Процесс снятия противогазов тоже не простой. Организуется группа под контролем начхима, (первой такой обычно бывает аварийная партия, как наиболее подготовленная), в которой все смотрят друг на друга. Выбирается из этой группы «наименее ценный член экипажа» (так написано в священной книге каждого моряка-подводника – РБЖ ПЛ – Руководстве по борьбе за живучесть подводной лодки). И этот выбор делает начхим и приказывает: «Противогаз снять!». «Наименее ценный член экипажа» снимает маску противогаза и делает несколько резких движений. Убедившись, что «наименее ценный член» не упал «замертво», по команде снимают маски противогазов и остальные.
Все вздохнули с облегчением: эпизод с пожаром главного распределительного щита закончился благополучно, никто не погиб, не ранен, функционирование оборудования восстановлено. Можно приступать к выполнению следующих задач по предписанному плану.

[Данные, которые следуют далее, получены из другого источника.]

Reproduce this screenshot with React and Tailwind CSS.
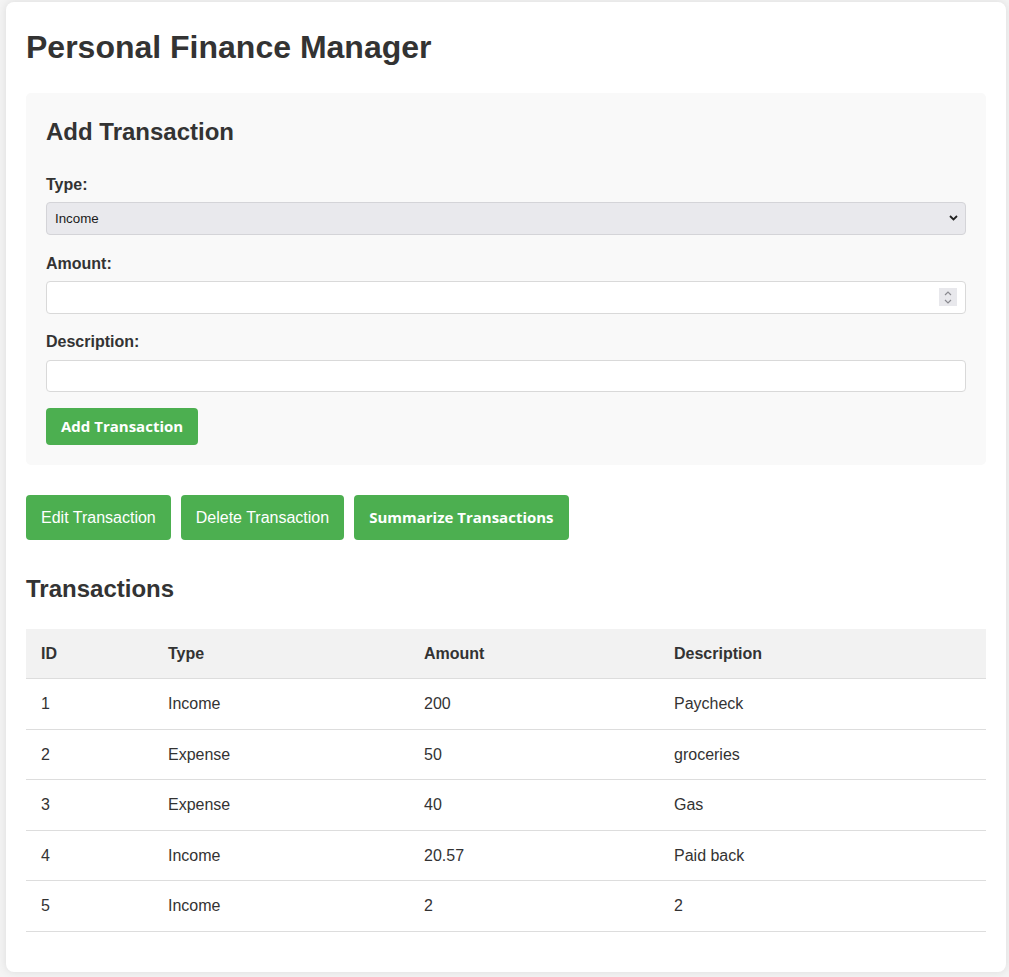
import React from "react";

const rows = [
  { id: 1, type: "Income", amount: "200", desc: "Paycheck" },
  { id: 2, type: "Expense", amount: "50", desc: "groceries" },
  { id: 3, type: "Expense", amount: "40", desc: "Gas" },
  { id: 4, type: "Income", amount: "20.57", desc: "Paid back" },
  { id: 5, type: "Income", amount: "2", desc: "2" },
];

export default function App() {
  return (
    <div
      className="min-h-screen bg-[#f4f4f4] pl-[6px] pt-[2px] pb-[5px] text-[#333] leading-[1.6]"
      style={{ fontFamily: '"Liberation Sans", Arial, sans-serif' }}
    >
      <div className="w-[1000px] bg-white rounded-lg shadow-[0_0_10px_rgba(0,0,0,0.1)] p-5">
        <h1 className="text-[32px] font-bold leading-[1.6] mb-5">Personal Finance Manager</h1>

        <div className="bg-[#f9f9f9] rounded-[5px] p-5">
          <h2 className="text-2xl font-bold leading-[1.6] mb-5">Add Transaction</h2>

          <label className="block font-bold mb-[5px]">Type:</label>
          <div className="relative mb-4">
            <select className="block appearance-none w-full h-[32.4px] bg-[#e9e9ed] border border-[#d4d4d8] rounded-[4px] pl-[8px] text-[13.33px] text-[#1a1a1a] outline-none">
              <option>Income</option>
              <option>Expense</option>
            </select>
            <svg className="absolute right-[8px] top-[13px] pointer-events-none" width="9" height="6" viewBox="0 0 9 6">
              <path d="M1 1 L4.5 4.5 L8 1" fill="none" stroke="#222" strokeWidth="1.8" />
            </svg>
          </div>

          <label className="block font-bold mb-[5px]">Amount:</label>
          <div className="relative mb-[15.5px]">
            <input type="text" className="block w-full h-[32.4px] bg-white border border-[#d9d9d9] rounded-[4px] px-[8px] text-[13.33px] outline-none" />
            <div className="absolute right-[9px] top-[7px] w-[18px] h-[18px] bg-[#e8e8ec] flex flex-col items-center justify-center gap-[3px]">
              <svg width="8" height="5" viewBox="0 0 8 5">
                <path d="M1 4 L4 1 L7 4" fill="none" stroke="#8a8a90" strokeWidth="1.2" />
              </svg>
              <svg width="8" height="5" viewBox="0 0 8 5">
                <path d="M1 1 L4 4 L7 1" fill="none" stroke="#8a8a90" strokeWidth="1.2" />
              </svg>
            </div>
          </div>

          <label className="block font-bold mb-[5px]">Description:</label>
          <input type="text" className="block w-full h-[32.4px] bg-white border border-[#d9d9d9] rounded-[4px] px-[8px] text-[13.33px] outline-none mb-[15.5px]" />

          <button
            className="block h-[37px] px-[15px] bg-[#4caf50] text-white rounded-[4px] font-bold text-[15px]"
            style={{ fontFamily: '"Open Sans", sans-serif' }}
          >
            Add Transaction
          </button>
        </div>

        <div className="flex gap-[10px] mt-[30px]">
          <button className="py-[10px] px-[15px] bg-[#4caf50] text-white rounded-[4px] text-base leading-[1.6]">Edit Transaction</button>
          <button className="py-[10px] px-[15px] bg-[#4caf50] text-white rounded-[4px] text-base leading-[1.6]">Delete Transaction</button>
          <button
            className="py-[10px] px-[15px] bg-[#4caf50] text-white rounded-[4px] font-bold text-[15px] leading-[25.6px]"
            style={{ fontFamily: '"Open Sans", sans-serif' }}
          >
            Summarize Transactions
          </button>
        </div>

        <h2 className="text-2xl font-bold leading-[1.6] mt-[30px] mb-5">Transactions</h2>

        <table className="w-full table-fixed border-collapse mb-5 text-left">
          <thead>
            <tr className="bg-[#f2f2f2] border-b border-[#ddd]">
              <th className="w-[127px] py-[12px] px-[15px] font-bold">ID</th>
              <th className="w-[256px] py-[12px] px-[15px] font-bold">Type</th>
              <th className="w-[250px] py-[12px] px-[15px] font-bold">Amount</th>
              <th className="py-[12px] px-[15px] font-bold">Description</th>
            </tr>
          </thead>
          <tbody>
            {rows.map((r) => (
              <tr key={r.id} className="border-b border-[#ddd]">
                <td className="py-[12px] px-[15px]">{r.id}</td>
                <td className="py-[12px] px-[15px]">{r.type}</td>
                <td className="py-[12px] px-[15px]">{r.amount}</td>
                <td className="py-[12px] px-[15px]">{r.desc}</td>
              </tr>
            ))}
          </tbody>
        </table>
      </div>
    </div>
  );
}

Примерно через полгода Жека решил уйти с плавсостава (наверное, нашел хорошую береговую должность). В те времена практически здоровому офицеру, пьющему не больше других, уйти с флота можно было только двумя путями: имитировать беспробудное пьянство, быть исключенным из партии (и тем самым поставить крест на дальнейшей карьере), снятым с должности или имитировать болезнь, несовместимую с плаванием на подводных лодках. Жека выбрал второй путь. Из всех болезней, которые можно имитировать и трудно инструментально проверить, Жека выбрал клаустрофобию.

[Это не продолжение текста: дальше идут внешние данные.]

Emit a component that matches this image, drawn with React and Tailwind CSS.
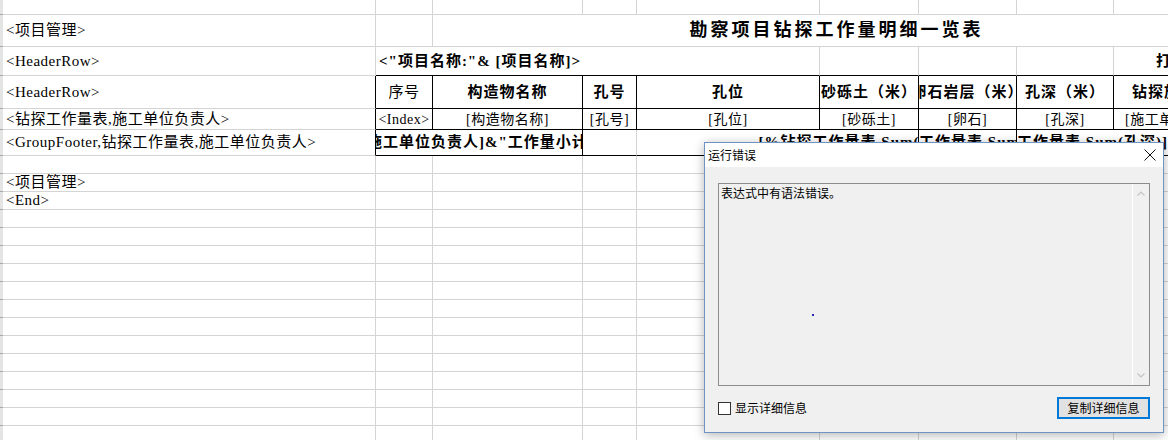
import React from 'react';

const SHEET = "font-['Liberation_Serif','Noto_Sans_CJK_SC',serif]";
const UI = "font-['Noto_Sans_CJK_SC','Noto_Sans',sans-serif]";

const COLS = ['w-[373px]', 'w-[57px]', 'w-[150px]', 'w-[54px]', 'w-[183px]', 'w-[99px]', 'w-[98px]', 'w-[97px]', 'w-[160px]'];

const GRAY = 'border-r border-b border-[#d4d4d4]';
const BLACK = 'border-r border-b border-black';
const LEFT_EDGE = 'border-r border-b border-r-black border-b-[#d4d4d4]';

function Row({ h, children }) {
  return (
    <div className={`flex shrink-0 ${h}`}>
      <div className="w-[3px] shrink-0 bg-[#e4e4e4] border-b border-[#a8a8a8]" />
      {children}
    </div>
  );
}

function Cell({ w, className = GRAY, children }) {
  return <div className={`${w} shrink-0 flex items-center min-w-0 whitespace-nowrap ${className}`}>{children}</div>;
}

function EmptyRow({ h = 'h-[18px]', label }) {
  return (
    <Row h={h}>
      {COLS.map((w, i) => (
        <Cell key={i} w={w}>
          {i === 0 && label && <span className="pl-[3px] text-[15px]">{label}</span>}
        </Cell>
      ))}
    </Row>
  );
}

export default function App() {
  return (
    <div className={`relative w-[1168px] h-[440px] overflow-hidden bg-white text-black flex flex-col ${SHEET} tracking-[0.5px]`}>
      <EmptyRow h="h-[15px]" />

      {/* 标题 */}
      <Row h="h-[32px]">
        <Cell w="w-[373px]"><span className="pl-[3px] text-[15px]">&lt;项目管理&gt;</span></Cell>
        <Cell w="w-[57px]" />
        <div className="flex-1 flex items-center justify-center pl-[72px] border-b border-[#d4d4d4] text-[18px] font-bold tracking-[3px] whitespace-nowrap">
          勘察项目钻探工作量明细一览表
        </div>
      </Row>

      {/* 项目名称 */}
      <Row h="h-[29px]">
        <Cell w="w-[373px]"><span className="pl-[3px] text-[15px]">&lt;HeaderRow&gt;</span></Cell>
        <Cell w="w-[57px]" className="border-b border-black">
          <span className="pl-[3px] font-bold text-[15px] tracking-[1px]">&lt;"项目名称:"&amp; [项目名称]&gt;</span>
        </Cell>
        <Cell w="w-[150px]" className="border-b border-black" />
        <Cell w="w-[54px]" className="border-b border-black" />
        <Cell w="w-[183px]" className="border-r border-b border-r-[#d4d4d4] border-b-black" />
        <Cell w="w-[99px]" className="border-r border-b border-r-[#d4d4d4] border-b-black" />
        <Cell w="w-[98px]" className="border-r border-b border-r-[#d4d4d4] border-b-black" />
        <Cell w="w-[97px]" className="border-r border-b border-r-[#d4d4d4] border-b-black" />
        <Cell w="w-[160px]" className="border-b border-black">
          <span className="pl-[42px] font-bold text-[15px]">打印日期</span>
        </Cell>
      </Row>

      {/* 表头 */}
      <Row h="h-[33px]">
        <Cell w="w-[373px]" className={LEFT_EDGE}><span className="pl-[3px] text-[15px]">&lt;HeaderRow&gt;</span></Cell>
        <Cell w="w-[57px]" className={`${BLACK} justify-center text-[15px]`}>序号</Cell>
        <Cell w="w-[150px]" className={`${BLACK} justify-center text-[15px] font-bold tracking-[1px]`}>构造物名称</Cell>
        <Cell w="w-[54px]" className={`${BLACK} justify-center text-[15px] font-bold tracking-[1px]`}>孔号</Cell>
        <Cell w="w-[183px]" className={`${BLACK} justify-center text-[15px] font-bold tracking-[1px]`}>孔位</Cell>
        <Cell w="w-[99px]" className={`${BLACK} justify-center text-[15px] font-bold tracking-[1px] overflow-hidden`}>砂砾土（米）</Cell>
        <Cell w="w-[98px]" className={`${BLACK} justify-center text-[15px] font-bold tracking-[1px] overflow-hidden`}>卵石岩层（米）</Cell>
        <Cell w="w-[97px]" className={`${BLACK} justify-center text-[15px] font-bold tracking-[1px] overflow-hidden`}>孔深（米）</Cell>
        <Cell w="w-[160px]" className={`${BLACK} text-[15px] font-bold tracking-[1px] overflow-hidden`}>
          <span className="pl-[18px]">钻探施工单位</span>
        </Cell>
      </Row>

      {/* 明细 */}
      <Row h="h-[21px]">
        <Cell w="w-[373px]" className={LEFT_EDGE}><span className="pl-[3px] text-[15px]">&lt;钻探工作量表,施工单位负责人&gt;</span></Cell>
        <Cell w="w-[57px]" className={`${BLACK} justify-center text-[14px] overflow-hidden`}>&lt;Index&gt;</Cell>
        <Cell w="w-[150px]" className={`${BLACK} justify-center text-[14px]`}>[构造物名称]</Cell>
        <Cell w="w-[54px]" className={`${BLACK} justify-center text-[14px]`}>[孔号]</Cell>
        <Cell w="w-[183px]" className={`${BLACK} justify-center text-[14px]`}>[孔位]</Cell>
        <Cell w="w-[99px]" className={`${BLACK} justify-center text-[14px]`}>[砂砾土]</Cell>
        <Cell w="w-[98px]" className={`${BLACK} justify-center text-[14px]`}>[卵石]</Cell>
        <Cell w="w-[97px]" className={`${BLACK} justify-center text-[14px]`}>[孔深]</Cell>
        <Cell w="w-[160px]" className={`${BLACK} text-[14px] overflow-hidden`}>
          <span className="pl-[11px]">[施工单位负责人]</span>
        </Cell>
      </Row>

      {/* 小计 */}
      <Row h="h-[26px]">
        <Cell w="w-[373px]" className={LEFT_EDGE}><span className="pl-[3px] text-[15px]">&lt;GroupFooter,钻探工作量表,施工单位负责人&gt;</span></Cell>
        <Cell w="w-[207px]" className={`${BLACK} justify-center overflow-hidden text-[15px] font-bold tracking-[1px]`}>
          [施工单位负责人]&amp;"工作量小计"
        </Cell>
        <Cell w="w-[54px]" className="border-r border-b border-r-[#d4d4d4] border-b-black" />
        <Cell w="w-[183px]" className="border-b border-black" />
        <Cell w="w-[99px]" className={`${BLACK} justify-center text-[15px] font-bold tracking-[1px] [clip-path:inset(0_0_0_-300px)]`}>
          [%钻探工作量表.Sum(砂砾土)]
        </Cell>
        <Cell w="w-[98px]" className={`${BLACK} justify-center overflow-hidden text-[15px] font-bold tracking-[1px]`}>
          [%钻探工作量表.Sum(卵石)]
        </Cell>
        <Cell w="w-[97px]" className={`border-b border-black justify-center text-[15px] font-bold tracking-[1px] [clip-path:inset(0_-300px_0_0)]`}>
          [%钻探工作量表.Sum(孔深)]
        </Cell>
        <Cell w="w-[160px]" className="border-b border-black" />
      </Row>

      <EmptyRow />
      <EmptyRow label="<项目管理>" />
      <EmptyRow label="<End>" />
      {Array.from({ length: 14 }).map((_, i) => (
        <EmptyRow key={i} />
      ))}

      {/* 运行错误 对话框 */}
      <div className={`absolute left-[704px] top-[142px] w-[460px] h-[291px] border border-[#7193c2] bg-[#f0f0f0] shadow-[0_2px_10px_rgba(0,0,0,0.3)] flex flex-col ${UI} tracking-normal text-[12px] text-black`}>
        <div className="h-[24px] shrink-0 bg-white flex items-center justify-between pl-[3px] pr-[7px]">
          <span>运行错误</span>
          <svg width="12" height="12" viewBox="0 0 12 12">
            <path d="M0.5 0.5L11.5 11.5M11.5 0.5L0.5 11.5" stroke="#111" strokeWidth="1" fill="none" />
          </svg>
        </div>
        <div className="flex-1 flex flex-col px-[13px] pt-[16px]">
          <div className="relative h-[203px] border border-[#8c8c8c] flex">
            <div className="flex-1 pl-[2px] pt-[2px] leading-[14px]">表达式中有语法错误。</div>
            <div className="w-[17px] border-l border-white flex flex-col justify-between items-center py-[7px]">
              <svg width="8" height="5" viewBox="0 0 8 5">
                <path d="M0.5 4.5L4 1L7.5 4.5" stroke="#c4c4c4" strokeWidth="1.2" fill="none" />
              </svg>
              <svg width="8" height="5" viewBox="0 0 8 5">
                <path d="M0.5 0.5L4 4L7.5 0.5" stroke="#c4c4c4" strokeWidth="1.2" fill="none" />
              </svg>
            </div>
            <span className="absolute left-[93px] top-[130px] w-[2px] h-[2px] bg-[#2a2ab0]" />
          </div>
          <div className="mt-[11px] flex items-center justify-between">
            <label className="flex items-center gap-[4px]">
              <span className="w-[13px] h-[13px] border border-[#333] bg-white" />
              显示详细信息
            </label>
            <button className="w-[93px] h-[22px] border-2 border-[#0078d7] bg-[#e1e1e1] text-[12px] leading-none">
              复制详细信息
            </button>
          </div>
        </div>
      </div>
    </div>
  );
}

С проверкой на клаустрофобию морские курсанты встречаются почти сразу, приступив к учебе в военно-морском училище на первом курсе: все проходят барокамеру. Это такая большая «бочка» с маленькими окошками – иллюминаторами. В эту «бочку» помещается 5-6 человек не больше. Камера герметизируется и накачивается воздухом до 5 атмосфер. Целью является проверка внутреннего уха – сможет ли моряк выдержать большие перепады давления. Как правило, это мероприятие довольно «веселое»: голос у человека под давлением сильно меняется и барокамера превращается в комнату смеха сразу, как только кому-нибудь из испытуемых придет в голову что-нибудь сказать. Но попутно проверяется и отношение испытуемых к замкнутому пространству. Дальше - больше. Где-то на 3 курсе в рамках подготовки выхода из аварийного отсека подводной лодки курсантов, одетых в специальные комбинезоны и подключенных к дыхательному аппарату засовывают (помогают, так как самому залезть трудновато) в торпедный аппарат (труба диаметром 533 мм) закрывают, наполняют водой под давлением. Курсант должен проползти по этой трубе несколько метров, вылезти с противоположной стороны и всплыть в другой трубе (но уже гораздо большей в диаметре). Ощущения острые, в том числе и по причине очень замкнутого пространства. Это же упражнение подводники, все без исключения, проделывают каждый год. И вдруг после нескольких лет службы на подводной лодке – у офицера клаустрофобия? Эскулапы не поверили. Жека сослался на травму головы, полученную во время той подледной аварии при замене воздушных фильтров. Доктора снова не верят. Положили в госпиталь на исследование. Что они только ни делали: мучили, долбили, резали, изучали, Жека держался стойко. Его списали с плавсостава.
Ходили слухи, что Жека стал преподавателем Академии Химзащиты под Москвой. Но с тех пор ни разу не давал о себе знать. Может быть, пришлет весточку о себе сейчас, прочитав этот рассказ.